Choir

Ave verum corpus: influential Mozart score for the crucial Catholic chant

Ave verum corpus LP cover
Ave verum corpus LP cover
Ave verum corpus is one of the best-known sacramental chants that originated in the Medieval period and has since been entrenched as the main element of the Holy Communion. Its short Latin text is composed of only eleven lines that immerse believers in meditation on the Real Presence of Jesus Christ in the Eucharist.
Distinguished composers from different eras have set the text to music, with the most famous versions written by Josquin des Prez, Giovanni Pierluigi da Palestrina, William Byrd, and Wolfgang Amadeus Mozart. There are also instrumental compositions adapted from Mozart's motet Ave verum corpus by Franz Liszt and Pyotr Ilyich Tchaikovsky.
Mozart's motet Ave verum corpus was written in 1791 Baden when the composer was visiting his wife Constanze who was undergoing rehabilitation at the spa Baden bei Wien to recover after a difficult pregnancy.
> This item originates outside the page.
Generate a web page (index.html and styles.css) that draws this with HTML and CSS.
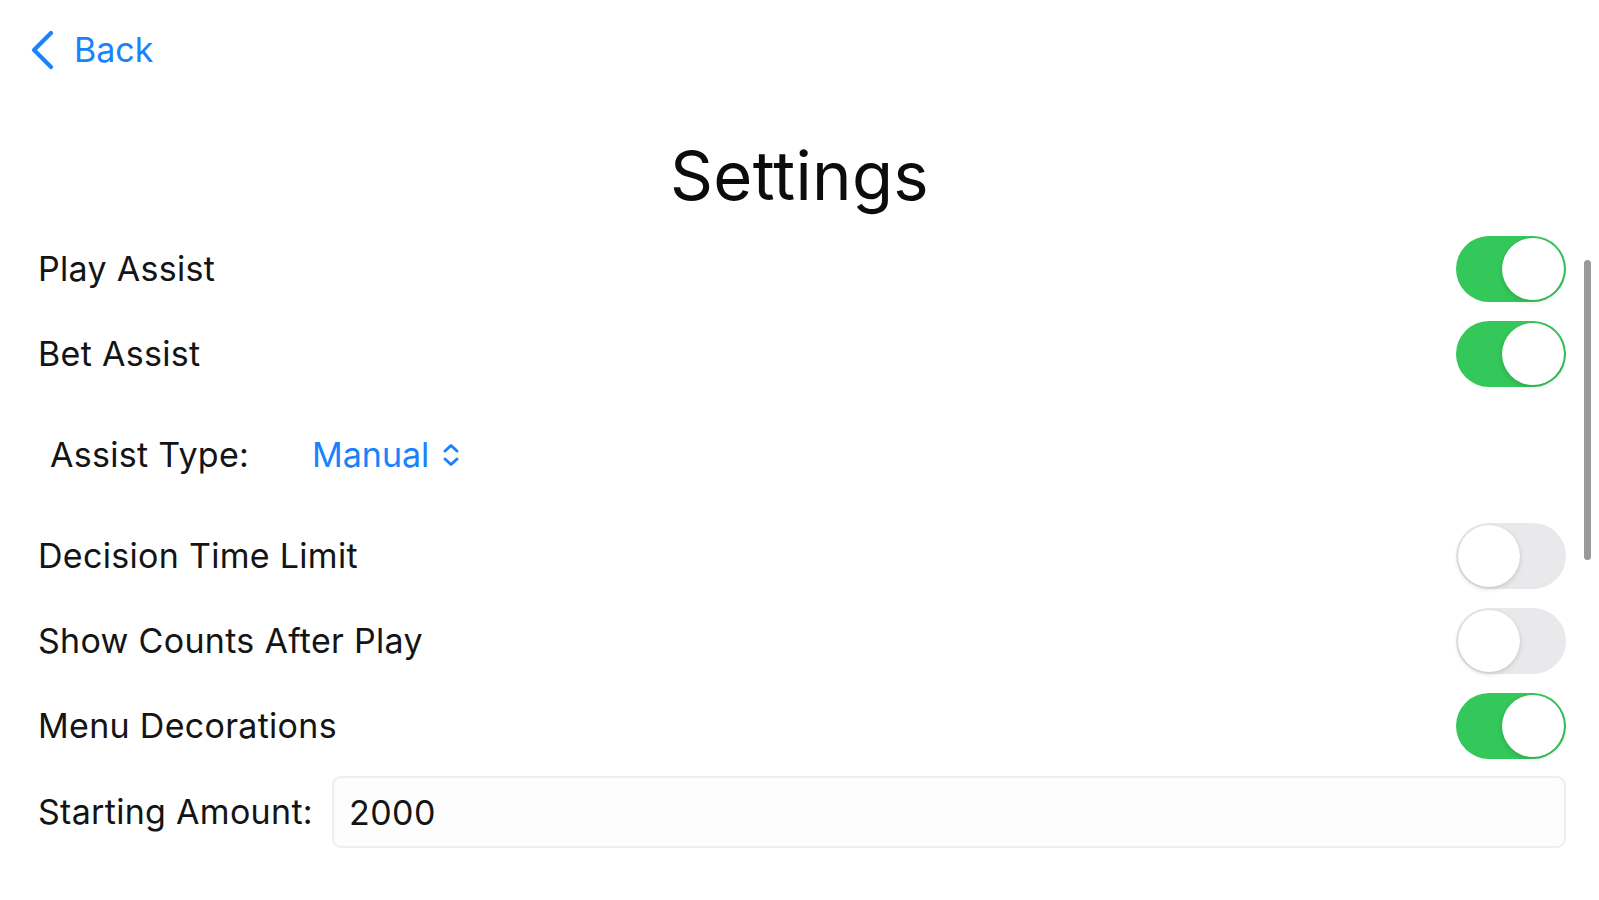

Listen to Mozart's Ave verum corpus performed by Sir Neville Marriner with Academy of St Martin in the Fields:
The piece was reportedly commissioned to be performed at the Feast of Corpus Christi by Mozart's friend Anton Stoll who was the musical director of the parish St. Stephan in Biden. Despite the very modest orchestration of Ave verum corpus—scored for a church choir, organ, and string ensemble in a small town—a number of musicologists tend to consider the motet one of Mozart's most beautiful works, as well as one of his best church compositions.